Rail transportation is a fairly intense business from what I hear – and, since the mainline is about a mile away, I hear the trains and the whistles. Since the spur line is even closer, I hear that little train. Living close to the trains and listening to the whistles doesn’t qualify me to critique the handling of chemical spills – but I have read Merton’s 1936 article “Unanticipated Consequences of Purposive Social Action” https://kamprint.com/essay/merton.html It isn’t a great stretch to move Merton’s observations into the present – and I have often assigned the essay as a reading assignment.
Still, as I read the wailings of environmental degradation in East Palestine, I think back to a simpler time, with a derailment near the continental divide, and a huge grain spill. I have no idea who made the decision to bury the grain, pull the damaged cars out, and get things back to normal as quickly as possible – but, with the benefit of 20/20 hindsight, I can describe the knowledge that wasn’t considered in deciding how to handle the problem.

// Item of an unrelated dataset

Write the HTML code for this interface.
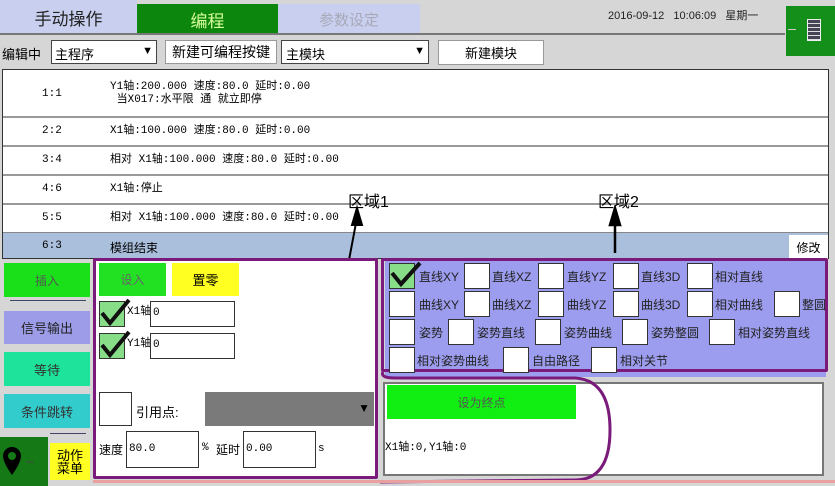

“Party animal” takes on a whole new meaning when you’re talking about drunken grizzly bears, and Glacier National Park officials want no more of them, thank you.
They are taking special steps to ensure that hundreds of tons of corn spilled along the park’s southern edge in a train derailment Sunday doesn’t ripen into a boozy smorgasbord for all the bears in the area – as happened in 1985.Burlington Northern crews tried to clean up the 1985 corn spill but left much that couldn’t be salvaged. Bears, both black and grizzly, were often spotted feeding on the corn.
By spring of 1987 the corn had fermented, and officials began receiving reports about bears getting tipsy after eating the spoiled spillage.”
https://www.deseret.com/1988/12/24/18788931/spilled-corn-a-temptation-for-glacier-bears
Obviously, the railroad decision-maker had no significant experience with moonshining. He had no idea that burying the damp grain next to the stream would create an environment favorable to its fermentation . . . the old moonshiners would have known. They handled grain similarly as they made the mash that they would distill into whisky. While we weren’t moonshining, Dad had us handle grain that way to feed the pig – we didn’t have a grinder, and mash was more digestible than unprocessed barley.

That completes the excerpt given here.